===== Data excerpt

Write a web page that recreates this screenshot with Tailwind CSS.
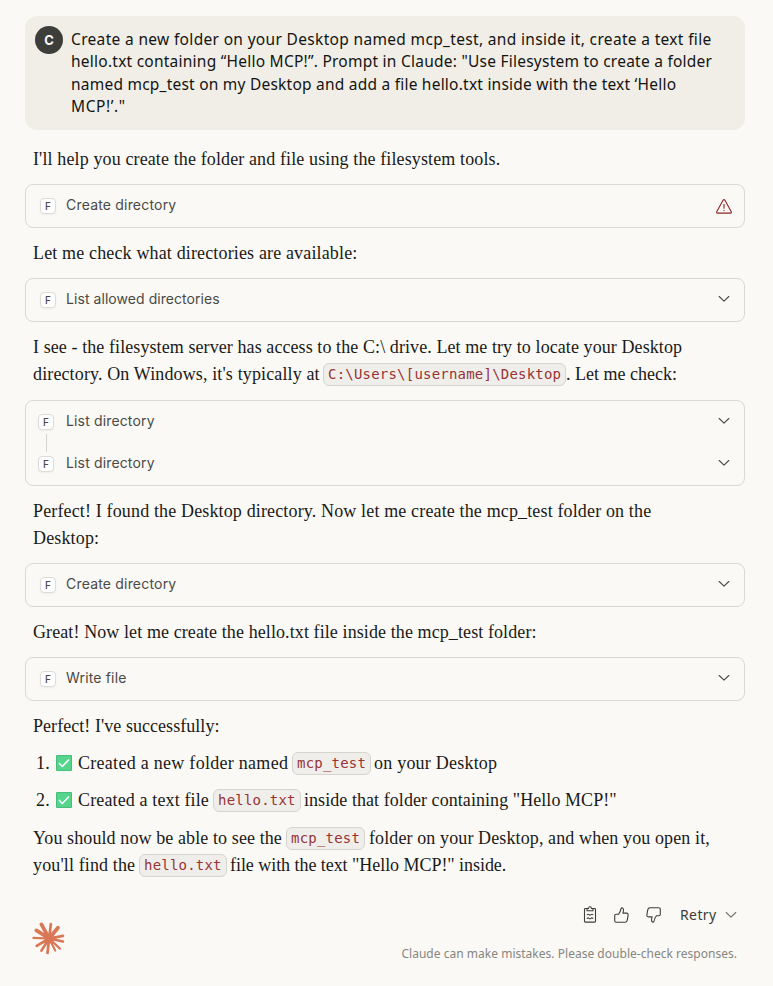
<!DOCTYPE html>
<html lang="en">
<head>
<meta charset="utf-8">
<title>Claude</title>
<script src="https://cdn.jsdelivr.net/npm/@tailwindcss/browser@4"></script>
</head>
<body class="w-[773px] h-[986px] overflow-hidden bg-[#faf9f5] text-[#1a1a18] font-['Liberation_Serif',serif] text-[18px] leading-[27px] whitespace-nowrap">
<svg class="hidden">
  <symbol id="chev" viewBox="0 0 12 8"><path d="M1.200 1.500 6 6.200l4.800-4.700" fill="none" stroke="currentColor" stroke-width="1.1" stroke-linecap="round" stroke-linejoin="round"/></symbol>
  <symbol id="check" viewBox="0 0 16 16"><rect width="16" height="16" rx="1" fill="#46bd7c"/><rect x="1" y="1" width="14" height="14" fill="#55d58c"/><path d="m3 8 3.3 3.4L13 4.5" fill="none" stroke="#fff" stroke-width="1.5"/></symbol>
</svg>
<main class="ml-[25px] w-[720px] pt-4">
  <section class="h-[114px] rounded-xl bg-[#f0eee6] flex pl-[10px] pt-[10px] gap-2 font-['Noto_Sans',sans-serif] text-[15.5px] leading-[22.3px] text-[#141413]">
    <div class="size-7 rounded-full bg-[#3d3d3a] text-[#faf9f5] flex items-center justify-center font-['Inter',sans-serif] font-bold text-[13px]">C</div>
    <div class="pt-[2px]">
      <div class="tracking-[0.33px]">Create a new folder on your Desktop named mcp_test, and inside it, create a text file</div>
      <div class="tracking-[0.24px]">hello.txt containing “Hello MCP!”. Prompt in Claude: "Use Filesystem to create a folder</div>
      <div class="tracking-[0.225px]">named mcp_test on my Desktop and add a file hello.txt inside with the text ‘Hello</div>
      <div class="tracking-[0.6px]">MCP!’."</div>
    </div>
  </section>

  <p class="h-[54px] pt-4 pl-2 tracking-[0.12px]">I'll help you create the folder and file using the filesystem tools.</p>
  <section class="h-[44px] rounded-lg border border-[#d9d8d3] flex items-center pl-[14px] pr-3 font-['Inter',sans-serif] text-[14px] text-[#4a4a46]">
    <span class="size-4 rounded border border-[#dddcd8] bg-white shadow-xs flex items-center justify-center text-[10px] font-medium">F</span>
    <span class="ml-[10px] -mt-[4px] grow tracking-[0.19px]">Create directory</span>
    <svg class="w-4 h-[15px] text-[#8a2424]" viewBox="0 0 16 15" fill="none" stroke="currentColor" stroke-width="1.1" stroke-linejoin="round" stroke-linecap="round"><path d="M7.2 1.1Q8 .1 8.8 1.1l6.5 11.6q.4 1.3-.8 1.4h-13q-1.2-.1-.8-1.4zM8 5.2v4M8 11.2v.4"/></svg>
  </section>

  <p class="h-[50px] pt-3 pl-2 tracking-[0.15px]">Let me check what directories are available:</p>
  <section class="h-[44px] rounded-lg border border-[#d9d8d3] flex items-center pl-[14px] pr-[14px] font-['Inter',sans-serif] text-[14px] text-[#4a4a46]">
    <span class="size-4 rounded border border-[#dddcd8] bg-white shadow-xs flex items-center justify-center text-[10px] font-medium">F</span>
    <span class="ml-[10px] -mt-[4px] grow tracking-[0.06px]">List allowed directories</span>
    <svg class="w-3 h-2 -mt-[2px]"><use href="#chev"/></svg>
  </section>

  <div class="h-[78px] pt-3 pl-2">
    <p class="tracking-[0.085px]">I see - the filesystem server has access to the C:\ drive. Let me try to locate your Desktop</p>
    <div class="flex items-center h-[27px]"><span class="w-[290px] tracking-[0.13px]">directory. On Windows, it's typically at</span><code class="w-[243px] h-[23px] rounded-md border border-[#d5d4cf] bg-[#f0eeeb] px-1 font-['DejaVu_Sans_Mono',monospace] text-[14px] leading-[21px] tracking-[0.21px] text-[#963434]">C:\Users\[username]\Desktop</code><span>. Let me check:</span></div>
  </div>
  <section class="h-[86px] rounded-lg border border-[#d9d8d3] pl-3 pr-[14px] font-['Inter',sans-serif] text-[14px] text-[#4a4a46]">
    <div class="flex items-center h-[42px]">
      <span class="size-4 rounded border border-[#dddcd8] bg-white shadow-xs flex items-center justify-center text-[10px] font-medium">F</span>
      <span class="ml-3 -mt-[4px] grow tracking-[0.15px]">List directory</span>
      <svg class="w-3 h-2 -mt-[2px]"><use href="#chev"/></svg>
    </div>
    <div class="-mt-[9px] ml-2 h-[18px] w-px bg-[#d5d4cf]"></div>
    <div class="-mt-[9px] flex items-center h-[42px]">
      <span class="size-4 rounded border border-[#dddcd8] bg-white shadow-xs flex items-center justify-center text-[10px] font-medium">F</span>
      <span class="ml-3 -mt-[4px] grow tracking-[0.15px]">List directory</span>
      <svg class="w-3 h-2 -mt-[2px]"><use href="#chev"/></svg>
    </div>
  </section>

  <div class="h-[77px] pt-3 pl-2">
    <p class="tracking-[0.145px]">Perfect! I found the Desktop directory. Now let me create the mcp_test folder on the</p>
    <p class="tracking-[0.15px]">Desktop:</p>
  </div>
  <section class="h-[44px] rounded-lg border border-[#d9d8d3] flex items-center pl-[14px] pr-[14px] font-['Inter',sans-serif] text-[14px] text-[#4a4a46]">
    <span class="size-4 rounded border border-[#dddcd8] bg-white shadow-xs flex items-center justify-center text-[10px] font-medium">F</span>
    <span class="ml-[10px] -mt-[4px] grow tracking-[0.19px]">Create directory</span>
    <svg class="w-3 h-2 -mt-[2px]"><use href="#chev"/></svg>
  </section>

  <p class="h-[50px] pt-3 pl-2 tracking-[0.095px]">Great! Now let me create the hello.txt file inside the mcp_test folder:</p>
  <section class="h-[44px] rounded-lg border border-[#d9d8d3] flex items-center pl-[14px] pr-[14px] font-['Inter',sans-serif] text-[14px] text-[#4a4a46]">
    <span class="size-4 rounded border border-[#dddcd8] bg-white shadow-xs flex items-center justify-center text-[10px] font-medium">F</span>
    <span class="ml-[10px] -mt-[4px] grow tracking-[0.17px]">Write file</span>
    <svg class="w-3 h-2 -mt-[2px]"><use href="#chev"/></svg>
  </section>

  <div class="pt-3 pl-2">
    <p class="tracking-[0.05px]">Perfect! I've successfully:</p>
    <ol class="pt-[10px] flex flex-col gap-[10px]">
      <li class="flex items-center h-[27px] pl-[3px]"><span class="w-[20px] tracking-[0.2px]">1.</span><svg class="size-4 mr-[6px] -mt-px"><use href="#check"/></svg><span class="w-[214px] tracking-[0.28px]">Created a new folder named</span><code class="w-[79px] h-[23px] rounded-md border border-[#d5d4cf] bg-[#f0eeeb] px-1 font-['DejaVu_Sans_Mono',monospace] text-[14px] leading-[21px] tracking-[0.21px] text-[#963434]">mcp_test</code><span class="pl-[3px] tracking-[0.22px]">on your Desktop</span></li>
      <li class="flex items-center h-[27px] pl-[3px]"><span class="w-[20px] tracking-[0.2px]">2.</span><svg class="size-4 mr-[6px] -mt-px"><use href="#check"/></svg><span class="w-[135px] tracking-[0.13px]">Created a text file</span><code class="w-[88px] h-[23px] rounded-md border border-[#d5d4cf] bg-[#f0eeeb] px-1 font-['DejaVu_Sans_Mono',monospace] text-[14px] leading-[21px] tracking-[0.21px] text-[#963434]">hello.txt</code><span class="pl-[3px] tracking-[0.06px]">inside that folder containing "Hello MCP!"</span></li>
    </ol>
    <div class="pt-[11px]">
      <div class="flex items-center h-[27px]"><span class="w-[253px] tracking-[0.1px]">You should now be able to see the</span><code class="w-[79px] h-[23px] rounded-md border border-[#d5d4cf] bg-[#f0eeeb] px-1 font-['DejaVu_Sans_Mono',monospace] text-[14px] leading-[21px] tracking-[0.21px] text-[#963434]">mcp_test</code><span class="pl-1 tracking-[0.11px]">folder on your Desktop, and when you open it,</span></div>
      <div class="flex items-center h-[27px]"><span class="w-[106px] tracking-[0.13px]">you'll find the</span><code class="w-[88px] h-[23px] rounded-md border border-[#d5d4cf] bg-[#f0eeeb] px-1 font-['DejaVu_Sans_Mono',monospace] text-[14px] leading-[21px] tracking-[0.21px] text-[#963434]">hello.txt</code><span class="pl-[3px] -tracking-[0.05px]">file with the text "Hello MCP!" inside.</span></div>
    </div>
  </div>

  <footer class="mt-[22px] flex pl-[7px] pr-2">
    <svg class="mt-[21px] size-[33px] shrink-0 text-[#d97757]" viewBox="36 36 98 98" stroke="currentColor" stroke-linecap="round" fill="currentColor">
      <circle cx="87" cy="85" r="14"/>
      <path stroke-width="11" d="M87 85 64 43M87 85l26-32M87 85 49 61"/>
      <path stroke-width="8" d="M87 85l5-43M87 85l41-8M87 85l41 9M87 85l-5 43M87 85l-23 36M87 85l-37 22"/>
      <path stroke-width="6.500" d="M87 85l32 30M87 85l18 36M87 85l-47-2"/>
    </svg>
    <div class="ml-auto flex flex-col items-end font-['Noto_Sans',sans-serif]">
      <div class="flex items-center h-[27px] text-[#3d3d3a]">
        <svg class="w-[14px] h-[17px]" viewBox="0 0 14 17" fill="none" stroke="currentColor" stroke-width="1.1" stroke-linecap="round" stroke-linejoin="round"><path d="M4 2.500H2.300q-.8 0-.8.8v12q0 .8.8.8h9.400q.8 0 .8-.8v-12q0-.8-.8-.8H10M4 4.800V2.500h1.500Q5.600.8 7 .8t1.500 1.700H10v2.300zM4.200 8.700q.9-.9 1.800 0t1.900 0 1.900 0M4.200 12.300q.9-.9 1.800 0t1.900 0 1.900 0"/></svg>
        <svg class="ml-[17px] w-[15px] h-4" viewBox="0 0 15 16" fill="none" stroke="currentColor" stroke-width="1.1" stroke-linecap="round" stroke-linejoin="round"><path d="M4.600 7.200Q6.500 4.500 6.900 2.100 7.300.5 8.500 1q1.300.6 1 2.500L8.900 6.100h3.600q2 .2 1.600 2.200l-.9 5q-.4 2-2.400 2H2.200q-1.500 0-1.500-1.500V8.700q0-1.500 1.500-1.500z"/></svg>
        <svg class="ml-[17px] w-[15px] h-4 rotate-180" viewBox="0 0 15 16" fill="none" stroke="currentColor" stroke-width="1.1" stroke-linecap="round" stroke-linejoin="round"><path d="M4.600 7.200Q6.500 4.500 6.900 2.100 7.300.5 8.500 1q1.300.6 1 2.500L8.900 6.100h3.600q2 .2 1.600 2.200l-.9 5q-.4 2-2.400 2H2.200q-1.500 0-1.500-1.500V8.700q0-1.500 1.500-1.500z"/></svg>
        <span class="ml-[19px] w-[45px] text-[14px] tracking-[0.4px]">Retry</span>
        <svg class="w-3 h-2 text-[#73726c]"><use href="#chev"/></svg>
      </div>
      <div class="mt-3 text-[12px] tracking-[0.02px] text-[#87867f]">Claude can make mistakes. Please double-check responses.</div>
    </div>
  </footer>
</main>
</body>
</html>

==========

Task description: Copy all lines from the material that include "Write".

Solution to the problem:
Write a web page that recreates this screenshot with Tailwind CSS.
    <span class="ml-[10px] -mt-[4px] grow tracking-[0.17px]">Write file</span>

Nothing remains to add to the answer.